The content will change too. We’re still aiming to publish the best, thought-provoking writing from the largest names in philosophy, but we’re going to hang looser when it comes to both format and content. We’ll try new things. Watch this space.
But we’ll always have a symposium in the middle of the magazine, and this issue is no exception. We’ve asked philosophers to take up the demands of morality, writing around the issues raised by Peter Singer in his famous paper “Famine, Affluence, and Morality”. In terms of real action on the philosophical ground, it would difficult to think of a more influential contemporary paper. Indeed, The Open Syllabus Project (opensyllabusproject. org) has collated one million syllabi from university and departmental websites and ranked the works that appear most often on them. Singer’s paper checks in at 30, beaten out by the likes of Descartes’ Meditations on First Philosophy and Plato’s Republic, but among living authors the article ranks first.
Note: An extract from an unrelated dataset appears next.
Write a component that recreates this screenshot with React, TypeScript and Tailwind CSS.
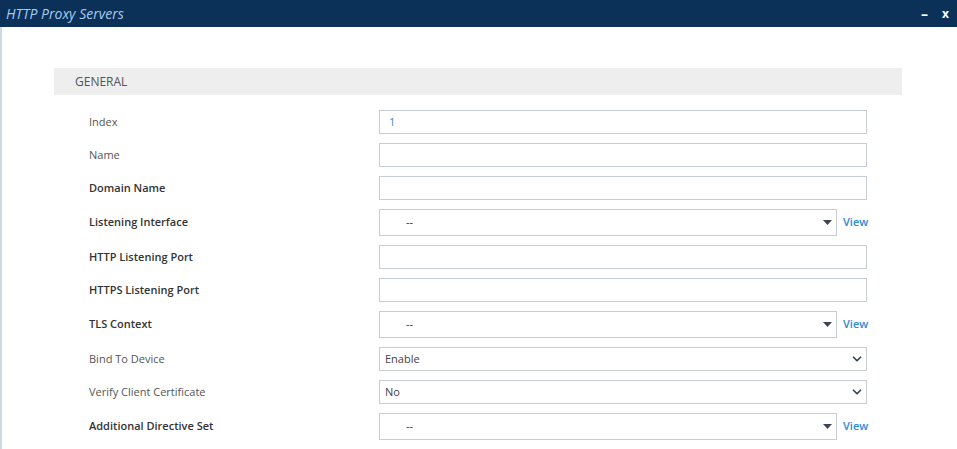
import { ChevronDown } from "lucide-react";

type Field = {
  label: string;
  strong?: boolean;
  kind: "text" | "lookup" | "select";
  value?: string;
};

const fields: Field[] = [
  { label: "Index", kind: "text", value: "1" },
  { label: "Name", kind: "text" },
  { label: "Domain Name", strong: true, kind: "text" },
  { label: "Listening Interface", strong: true, kind: "lookup", value: "--" },
  { label: "HTTP Listening Port", strong: true, kind: "text" },
  { label: "HTTPS Listening Port", strong: true, kind: "text" },
  { label: "TLS Context", strong: true, kind: "lookup", value: "--" },
  { label: "Bind To Device", kind: "select", value: "Enable" },
  { label: "Verify Client Certificate", kind: "select", value: "No" },
  { label: "Additional Directive Set", strong: true, kind: "lookup", value: "--" },
];

function FieldControl({ field }: { field: Field }) {
  if (field.kind === "lookup") {
    return (
      <div className="flex items-center">
        <div className="flex h-[27px] w-[458px] items-center justify-between border border-[#c8ccd4] pl-[26px] pr-[3px] text-[11px] text-[#333]">
          <span>{field.value}</span>
          <svg width="9" height="5" viewBox="0 0 9 5" className="mr-[1px]">
            <path d="M0 0h9L4.5 5z" fill="#3c4550" />
          </svg>
        </div>
        <span className="ml-[6px] text-[11px] font-semibold text-[#2b8ad6]">View</span>
      </div>
    );
  }
  if (field.kind === "select") {
    return (
      <div className="flex h-[24px] w-[488px] items-center justify-between border border-[#c8ccd4] pl-[5px] pr-[2px] text-[11px] text-[#444]">
        <span>{field.value}</span>
        <ChevronDown size={14} strokeWidth={3} color="#3c4550" />
      </div>
    );
  }
  return (
    <div className="flex h-[24px] w-[488px] items-center border border-[#c8ccd4] pl-[9px] text-[11px] text-[#3a8ad8]">
      {field.value}
    </div>
  );
}

export default function App() {
  return (
    <div className="h-[449px] w-[957px] overflow-hidden bg-white font-['Open_Sans',sans-serif]">
      <div className="flex h-[27px] items-center justify-between bg-[#0b3158] pl-[6px] pr-[8px]">
        <span className="text-[14px] italic text-[#a7caf2]">HTTP Proxy Servers</span>
        <div className="flex items-center gap-[14px] text-white">
          <span className="text-[14px] font-bold leading-none">–</span>
          <span className="text-[12px] font-bold leading-none">x</span>
        </div>
      </div>
      <div className="h-[422px] border-l-2 border-[#d3d7de] pt-[41px]">
        <div className="ml-[52px] flex h-[27px] w-[848px] items-center bg-[#eeeeee] pl-[21px] text-[12px] text-[#555]">
          GENERAL
        </div>
        <div className="mt-[15px] flex flex-col gap-[9px] pl-[87px]">
          {fields.map((f) => (
            <div key={f.label} className="flex items-center">
              <div
                className={
                  f.strong
                    ? "w-[290px] text-[11px] font-semibold text-[#333]"
                    : "w-[290px] text-[11px] text-[#555]"
                }
              >
                {f.label}
              </div>
              <FieldControl field={f} />
            </div>
          ))}
        </div>
      </div>
    </div>
  );
}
Part of the reason has to be that, like the problem of evil, you can get the argument up and running quickly, and the conclusion gets you where you live. Here it is in half a paragraph. Suffering from a lack of food, shelter and medical care is bad. If you can do something about suffering without sacrificing much, you ought to do it. If you saw a child drowning in a pond you ought to wade in and help, even if it means some small cost to you, like ruining your shoes. Right? Well, a lot of people, right now, are without food, shelter and medical care, and you could do something about it without sacrificing much, say giving the cost of a new pair of shoes to charity. The fact that the people in trouble are not right in front of you seems irrelevant. So you ought to do something, but what? That and more is the subject of this issue’s forum, introduced, I’m pleased to say, by Peter Singer himself.